Where the main U.S. 323 model was a sedan, the Tracer would come only as a hatch or a wagon, and three-door models would be built in Hiroshima by Mazda. Canada, with its huge network of Mercury dealers, would get all of its Tracers from another foreign subsidiary: Ford Lio Ho of Taiwan.
Qualitatively, there was no difference between the Japan-sourced and Mexican-sourced cars, which spoke well to Mazda’s assembly process, which was implemented at Hermosillo with careful observation from Ford.
Mercury didn’t do too much marketing for the Tracer, which only ran for three model years plus a “1989+1/2” run out, but about 140,000 of them were sold in that time. The Mazda cars did not displace the big-selling domestic Escort, whose profit margins improved over time. Instead, Ford kept that car going into 1989, ultimately replacing the first-gen Tracer and the Eighties North American Escort with new cars in 1990.
The Tracer helped with those too, as the collaboration on the Laser and Tracer essentially paved the way for a U.S. Escort (and a second-gen Mercury Tracer) that used Mazda’s BG-Series Familia platform as a basis but with styling done by a Domestic Ford team. During the era of those cars, both Escorts and Tracers would be built in Hermosillo, as would the Ford Focus that replaced them.

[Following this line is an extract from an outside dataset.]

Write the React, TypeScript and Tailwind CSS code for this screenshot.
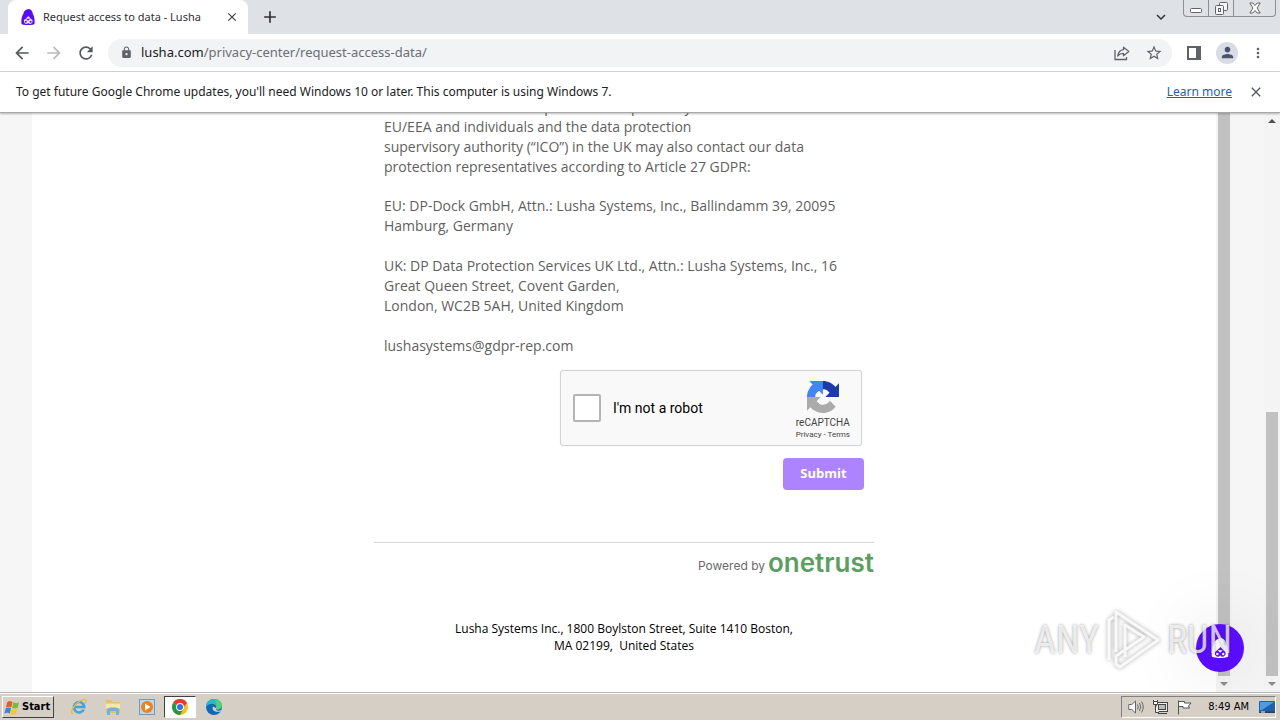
import React from "react";
import {
  MdArrowBack,
  MdArrowForward,
  MdClose,
  MdLock,
  MdMoreVert,
  MdRefresh,
  MdStarBorder,
  MdPerson,
  MdAdd,
  MdKeyboardArrowDown,
} from "react-icons/md";

const uiFont = "font-['Noto_Sans',sans-serif]";

function LushaMark({ className, color, detail }: { className: string; color: string; detail: string }) {
  return (
    <svg viewBox="0 0 16 18" className={className} aria-hidden="true">
      <path
        d="M9 0C5.500 .6 3.200 2 2.800 5.400 1 8 .3 11.500.6 16.500c1 1.200 3 1.500 7.400 1.500s6.400-.3 7.400-1.500C15.700 12 15.200 8.500 13.500 5.500 13 2.300 11.500.6 9 0Z"
        fill={color}
      />
      <path d="M8.500 8 5.500 11 3.500 12.500v2.500l1.500 1.600 2 .2 1.200-1.200 1.200 1.200 2-.2L13 15v-2.500L11 11Z" fill={detail} />
      <path d="M5.800 11h4.600l-2.200 2.200Z" fill={color} />
      <circle cx="5.600" cy="14.400" r="1.100" fill={color} />
      <circle cx="10.900" cy="14.400" r="1.100" fill={color} />
    </svg>
  );
}

function TabStrip() {
  return (
    <div className="flex h-[34px] shrink-0 items-stretch bg-[#dee1e6] pl-2">
      <div className="flex w-60 items-center rounded-t-lg bg-white pr-2 pl-3">
        <LushaMark className="h-4 w-4" color="#5a0cff" detail="#efe4ff" />
        <span className="ml-[7px] flex-1 text-[11px] whitespace-nowrap text-[#303236]">Request access to data - Lusha</span>
        <button aria-label="Close tab" className="flex h-4 w-4 items-center justify-center text-[#3c4043]">
          <MdClose size={14} />
        </button>
      </div>
      <button aria-label="New tab" className="ml-3 flex w-5 items-center justify-center text-[#303236]">
        <MdAdd size={20} />
      </button>
      <div className="flex-1" />
      <button aria-label="Search tabs" className="mr-3 flex w-5 items-center justify-center text-[#303236]">
        <MdKeyboardArrowDown size={18} />
      </button>
      <div className="mr-1 flex h-[17px] w-[93px] rounded-b border border-t-0 border-[#8b8f96] text-[#5f6368]">
        <button aria-label="Minimize" className="flex w-[25px] items-center justify-center border-r border-[#8b8f96]">
          <svg viewBox="0 0 12 12" className="h-3 w-3" fill="#fff" stroke="currentColor">
            <rect x=".5" y="6.500" width="11" height="4" rx="1" />
          </svg>
        </button>
        <button aria-label="Restore" className="flex w-[25px] items-center justify-center border-r border-[#8b8f96]">
          <svg viewBox="0 0 13 13" className="h-[13px] w-[13px]" fill="#f4f5f7" stroke="currentColor">
            <rect x="4.500" y=".5" width="8" height="8" rx="1" />
            <rect x=".5" y="3.500" width="8" height="9" rx="1" />
            <rect x="3.500" y="6.500" width="2" height="3" />
          </svg>
        </button>
        <button aria-label="Close window" className="flex flex-1 items-center justify-center">
          <svg viewBox="0 0 12 12" className="h-3 w-3" fill="#fff" stroke="currentColor">
            <path d="M.8 1h3L6 3.500 8.200 1h3L8 6l3.200 5h-3L6 8.500 3.800 11h-3L4 6Z" />
          </svg>
        </button>
      </div>
    </div>
  );
}

function Toolbar() {
  return (
    <div className="flex h-[38px] shrink-0 items-center border-b border-[#d5d7da] bg-white pr-3.5 pl-3 text-[#5f6368]">
      <button aria-label="Back" className="flex w-5 justify-center text-[#55585d]">
        <MdArrowBack size={20} />
      </button>
      <button aria-label="Forward" className="ml-3 flex w-5 justify-center text-[#b9bbbe]">
        <MdArrowForward size={20} />
      </button>
      <button aria-label="Reload" className="ml-3 flex w-5 justify-center text-[#55585d]">
        <MdRefresh size={20} />
      </button>
      <div className="ml-3 flex h-7 flex-1 items-center rounded-full bg-[#f1f3f4] pr-2 pl-3">
        <MdLock size={13} />
        <a href="#address" className="ml-2 flex-1 text-[13px] text-[#6b6f74]">
          <span className="text-[#202124]">lusha.com</span>/privacy-center/request-access-data/
        </a>
        <button aria-label="Share this page" className="flex w-5 justify-center">
          <svg viewBox="0 0 16 16" className="h-4 w-4" fill="none" stroke="currentColor" strokeWidth="1.300">
            <path d="M1 5v9.500h11.500V12" />
            <path d="M9.500 2.200 14.800 6.500 9.500 10.800V8.300C7 8.200 5.200 9 3.700 11 4.200 7.500 6 5 9.500 4.600Z" strokeLinejoin="round" />
          </svg>
        </button>
        <button aria-label="Bookmark this page" className="ml-3 flex w-5 justify-center">
          <MdStarBorder size={18} />
        </button>
      </div>
      <button aria-label="Side panel" className="ml-3 flex w-5 justify-center">
        <svg viewBox="0 0 14 14" className="h-3.5 w-3.5">
          <path d="M0 0h14v14H0Zm2 2v10h7V2Z" fill="currentColor" fillRule="evenodd" />
        </svg>
      </button>
      <button aria-label="Profile" className="ml-3 flex h-[22px] w-[22px] items-center justify-center rounded-full bg-[#dadce3] text-[#47536f]">
        <MdPerson size={17} />
      </button>
      <button aria-label="Menu" className="ml-3 flex w-4 justify-center">
        <MdMoreVert size={18} />
      </button>
    </div>
  );
}

function InfoBar() {
  return (
    <div className="z-10 flex h-[41px] shrink-0 items-center border-b border-[#a8a8a8] bg-white pr-4 pl-4 text-[12px] text-[#202124] shadow-[0_1px_2px_#0004]">
      <p className="flex-1">To get future Google Chrome updates, you'll need Windows 10 or later. This computer is using Windows 7.</p>
      <a href="#learn" className="text-[#1a62b8] underline">
        Learn more
      </a>
      <button aria-label="Dismiss" className="ml-4 flex w-4 justify-center text-[#55585d]">
        <MdClose size={16} />
      </button>
    </div>
  );
}

function RecaptchaLogo() {
  return (
    <svg viewBox="0 0 64 64" className="h-8 w-8" aria-hidden="true">
      <path d="M64 31.955l-.033-1.370V4.687l-7.160 7.160C50.948 4.674 42.033.093 32.050.093c-10.400 0-19.622 4.960-25.458 12.640l11.736 11.860a15.550 15.550 0 0 1 4.754-5.334c2.050-1.600 4.952-2.906 8.968-2.906.485 0 .86.057 1.135.163 4.976.393 9.288 3.140 11.828 7.124l-8.307 8.307L64 31.953" fill="#1c3aa9" />
      <path d="M31.862.094l-1.370.033H4.594l7.160 7.160C4.580 13.147 0 22.060 0 32.046c0 10.400 4.960 19.622 12.640 25.458L24.500 45.768a15.550 15.550 0 0 1-5.334-4.754c-1.600-2.050-2.906-4.952-2.906-8.968 0-.485.057-.86.163-1.135.393-4.976 3.140-9.288 7.124-11.828l8.307 8.307L31.860.095" fill="#4285f4" />
      <path d="M.001 32.045l.033 1.370v25.898l7.160-7.160c5.860 7.173 14.774 11.754 24.760 11.754 10.400 0 19.622-4.960 25.458-12.640l-11.736-11.860a15.550 15.550 0 0 1-4.754 5.334c-2.050 1.600-4.952 2.906-8.968 2.906-.485 0-.86-.057-1.135-.163-4.976-.393-9.288-3.140-11.828-7.124l8.307-8.307c-10.522.04-22.400.066-27.295-.005" fill="#ababab" />
    </svg>
  );
}

function Scrollbar({ thumb }: { thumb: "long" | "low" }) {
  return (
    <div className="flex w-4 shrink-0 flex-col items-center bg-[#f4f4f4]">
      {thumb === "low" && (
        <div className="flex h-4 shrink-0 items-center">
          <svg viewBox="0 0 8 4" className="h-1 w-2">
            <path d="M0 4 4 0l4 4Z" fill="#505050" />
          </svg>
        </div>
      )}
      {thumb === "low" && <div className="flex-[283]" />}
      <div className={thumb === "low" ? "w-3 flex-[264] bg-[#c1c1c1]" : "w-3 flex-1 bg-[#c1c1c1]"} />
      <div className="flex h-4 shrink-0 items-center">
        <svg viewBox="0 0 8 4" className="h-1 w-2">
          <path d="M0 0h8L4 4Z" fill="#8a8a8a" />
        </svg>
      </div>
    </div>
  );
}

function PrivacyForm() {
  return (
    <main className="flex min-w-0 flex-1 flex-col items-center overflow-hidden bg-white">
      <div className="-mt-4 flex w-[500px] flex-col">
        <div className="px-2.5 text-[14px] leading-5 text-[#5f5f5f]">
          <p>
            Individuals and the data protection supervisory authorities in the
            <br />
            EU/EEA and individuals and the data protection
            <br />
            supervisory authority (“ICO”) in the UK may also contact our data
            <br />
            protection representatives according to Article 27 GDPR:
          </p>
          <p className="mt-[19px]">
            EU: DP-Dock GmbH, Attn.: Lusha Systems, Inc., Ballindamm 39, 20095
            <br />
            Hamburg, Germany
          </p>
          <p className="mt-5">
            UK: DP Data Protection Services UK Ltd., Attn.: Lusha Systems, Inc., 16
            <br />
            Great Queen Street, Covent Garden,
            <br />
            London, WC2B 5AH, United Kingdom
          </p>
          <p className="mt-5">lushasystems@gdpr-rep.com</p>
        </div>

        <div className="mt-3.5 mr-3 flex h-[76px] w-[302px] items-center self-end rounded-[3px] border border-[#d3d3d3] bg-[#f9f9f9] pr-[11px] pl-3 font-[Roboto,sans-serif] shadow-[0_0_2px_#0001]">
          <label className="flex flex-1 items-center gap-3 text-[14px] text-black">
            <input type="checkbox" className="h-7 w-7 appearance-none rounded-[2px] border-2 border-[#b5b5b5] bg-white" />
            I'm not a robot
          </label>
          <div className="flex flex-col items-center pt-1.5 text-[#444]">
            <RecaptchaLogo />
            <span className="mt-1 text-[10px] leading-3">reCAPTCHA</span>
            <span className="text-[8px] leading-3">
              <a href="#privacy">Privacy</a> - <a href="#terms">Terms</a>
            </span>
          </div>
        </div>

        <button className="mt-3 mr-2.5 h-8 w-[81px] self-end rounded bg-[#ae83ff] text-[13px] font-bold text-white">Submit</button>

        <div className="mt-[52px] flex items-center justify-end gap-[3px] border-t border-[#d8d8d8] pt-1 font-[Inter,sans-serif]">
          <span className="pt-1.5 text-[12px] text-[#696969]">Powered by</span>
          <span className="text-[26px] leading-8 font-semibold text-[#5a9e60]">onetrust</span>
        </div>

        <p className="mt-[41px] text-center text-[12px] leading-[17px] text-black">
          Lusha Systems Inc., 1800 Boylston Street, Suite 1410 Boston,
          <br />
          MA 02199,&nbsp; United States
        </p>
      </div>
    </main>
  );
}

function Watermark() {
  return (
    <div className="pointer-events-none absolute right-12 bottom-5 flex items-center gap-1.5 font-['Roboto_Condensed','Liberation_Sans',sans-serif] text-[38px] leading-none text-white/75 [text-shadow:0_0_3px_#0006]">
      <span>ANY</span>
      <svg viewBox="0 0 56 64" className="h-16 w-14 drop-shadow-[0_0_2px_#0006]" fill="none" stroke="#fff" strokeWidth="3" strokeLinejoin="round" strokeOpacity=".85">
        <path d="M11 44V4l42 28-38 27-4-3v-8l28-19-19-12v32" />
        <path d="M4 52V12l5-3" />
      </svg>
      <span>RUN</span>
    </div>
  );
}

function Page() {
  return (
    <div className="relative flex min-h-0 flex-1 overflow-hidden bg-[#f6f6f6] font-['Open_Sans',sans-serif]">
      <div className="w-8 shrink-0" />
      <PrivacyForm />
      <Scrollbar thumb="long" />
      <div className="w-8 shrink-0" />
      <Scrollbar thumb="low" />
      <button
        aria-label="Open chat"
        className="absolute right-9 bottom-5 flex h-12 w-12 items-center justify-center rounded-full bg-[#5a0cff] shadow-[0_0_70px_#00000026]"
      >
        <LushaMark className="h-5 w-5" color="#ffffff" detail="#5a0cff" />
      </button>
      <Watermark />
    </div>
  );
}

function Taskbar() {
  return (
    <div className="flex h-7 shrink-0 items-center border-t border-[#b9b5ad] bg-[#d6cfc6] pr-1 pl-0.5 font-['DejaVu_Sans_Condensed','DejaVu_Sans',sans-serif] text-[11px] text-black shadow-[inset_0_1px_0_#fff]">
      <button className="flex h-[22px] w-[52px] items-center gap-0.5 border border-t-white border-r-[#404040] border-b-[#404040] border-l-white pt-0.5 pl-px font-bold">
        <svg viewBox="0 0 15 15" className="h-4 w-4 shrink-0">
          <path d="M3 2c2-1.500 3.500-1 5 0L6.800 7c-1.500-1-3-1-5 0Z" fill="#ee5a24" />
          <path d="M8.800 2.200c1.600 1 3.200 1 5.200 0L12.800 7.300c-2 1-3.500 1-5.200 0Z" fill="#6fbe3c" />
          <path d="M1.600 7.800c2-1.200 3.500-1 5 0L5.400 12.700c-1.500-1-3-1-5 0Z" fill="#3b86d8" />
          <path d="M7.300 8.100c1.600 1 3.200 1 5.200 0l-1.200 5.100c-2 1-3.500 1-5.200 0Z" fill="#f8c630" />
        </svg>
        Start
      </button>
      <div className="ml-2 flex items-center">
        <button aria-label="Internet Explorer" className="flex w-[34px] justify-center">
          <svg viewBox="0 0 18 18" className="h-[18px] w-[18px]" fill="none">
            <path d="M13.800 11.500A5.200 5.200 0 1 1 14.300 9H5" stroke="#3fa5e0" strokeWidth="2.600" />
            <path d="M3 16C-1 15 4 6 11 2.500c5-2.500 6 0 4 3" stroke="#eab83a" strokeWidth="1.300" />
          </svg>
        </button>
        <button aria-label="Explorer" className="flex w-[34px] justify-center">
          <svg viewBox="0 0 18 18" className="h-[18px] w-[18px]">
            <path d="M2 2h5l1 2h8v11H2Z" fill="#e2c068" />
            <path d="M2 5.500h14v5H2Z" fill="#f8e7a8" />
            <path d="M3 17v-5c0-2 2-2.500 6-2.500s6 .5 6 2.500v5h-3v-4H6v4Z" fill="#6fb4de" />
          </svg>
        </button>
        <button aria-label="Media Player" className="flex w-[34px] justify-center">
          <svg viewBox="0 0 16 16" className="h-4 w-4">
            <rect x=".5" y=".5" width="15" height="15" fill="#b9d8ee" stroke="#6a9cc4" />
            <circle cx="8" cy="8" r="6" fill="#f08019" />
            <path d="M6 4.500v7L11.500 8Z" fill="#fff" />
          </svg>
        </button>
        <button
          aria-label="Chrome"
          className="flex h-[22px] w-8 items-center justify-center border border-t-[#404040] border-r-white border-b-white border-l-[#404040] bg-white"
        >
          <svg viewBox="0 0 16 16" className="h-4 w-4">
            <circle cx="8" cy="8" r="8" fill="#fbc116" />
            <path d="M8 8 1.070 4A8 8 0 0 1 14.930 4Z" fill="#e33b2e" />
            <path d="M8 8 1.070 4A8 8 0 0 0 8 16l3.500-6Z" fill="#279847" />
            <path d="M8 4h6.930L11.500 8Z" fill="#e33b2e" />
            <circle cx="8" cy="8" r="3.900" fill="#fff" />
            <circle cx="8" cy="8" r="3" fill="#2f72e2" />
          </svg>
        </button>
        <button aria-label="Edge" className="ml-0.5 flex w-8 justify-center">
          <svg viewBox="0 0 16 16" className="h-4 w-4">
            <circle cx="8" cy="8" r="8" fill="#1268b8" />
            <path d="M0 8C0 3 4 0 8 0c5 0 8 3.500 8 6.500S13 11 10.500 10.500C9 10 10.500 9 10.300 7.800 10 5.500 7 4.500 4.500 5 2 5.500.5 7 0 8Z" fill="#2fb9c4" />
            <path d="M8 0c5 0 8 3.500 8 6.500S13 11 10.500 10.500C9 10 10.500 9 10.300 7.800 10.800 5 11 2 8 0Z" fill="#56cf74" />
            <path d="M7 7.500c-1.500 3 1 6.500 7.500 5l1.500-2c-3 2-7 1.500-6-1.500Z" fill="#d6cfc6" />
          </svg>
        </button>
      </div>
      <div className="flex-1" />
      <div className="flex h-[22px] items-center border border-t-[#808080] border-r-white border-b-white border-l-[#808080] pl-1.5">
        <svg viewBox="0 0 16 16" className="h-4 w-4" fill="#fff" stroke="#666">
          <path d="M.8 5.500h3L7.500 2v12L3.800 10.500h-3Z" />
          <path d="M9.500 5.500q1.600 2.500 0 5M11.500 4q2.600 4 0 8M13.500 2.500q3.600 5.500 0 11" fill="none" />
        </svg>
        <svg viewBox="0 0 16 16" className="ml-2 h-4 w-4" fill="#eee" stroke="#444">
          <rect x="4.500" y="3.500" width="11" height="9" />
          <rect x="6.500" y="5.500" width="7" height="5" fill="#bbb" />
          <path d="M6 14.500h9M1.500 1v3.500h4V1M3.500 4.500v9H7" />
          <path d="M1.500 2.500h4v3h-4Z" fill="#fff" />
        </svg>
        <svg viewBox="0 0 16 16" className="ml-2 h-4 w-4" fill="#fff" stroke="#555">
          <path d="M2.500 1.500v14M2.500 2.500h6v1.500h6.500l-2.500 3 1 2H7V7.500H2.500Z" />
        </svg>
        <time className="ml-4 pt-0.5 whitespace-nowrap">8:49 AM</time>
        <svg viewBox="0 0 16 14" className="ml-2.5 h-3.5 w-4">
          <rect x="0" y="1" width="16" height="11" rx="1" fill="#1f5fae" />
          <path d="M1 2h14L3 10H1Z" fill="#4f9be2" />
          <path d="M0 11.500h16V13H0Z" fill="#23406b" />
          <path d="M2 12h4" stroke="#fff" />
        </svg>
      </div>
    </div>
  );
}

export default function App() {
  return (
    <div className="flex h-screen flex-col overflow-hidden bg-white">
      <header className={`${uiFont} flex shrink-0 flex-col`}>
        <TabStrip />
        <Toolbar />
        <InfoBar />
      </header>
      <Page />
      <Taskbar />
    </div>
  );
}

Hermosillo Stamping brought with it almost a billion dollars of investment to the surrounding area, most of which went to suppliers, which in turn made Mexico an even more attractive prospect for auto manufacturing. In 2019, Mexico exported $52 Billion in vehicles, with about 73% of those cars heading north. The plant made its last car, a Ford Fusion, in 2020, but it’s still making Mavericks and Bronco Sports. The original Mercury Tracer may be a largely forgotten part of that story, but a journey of a thousand miles begins with a single step.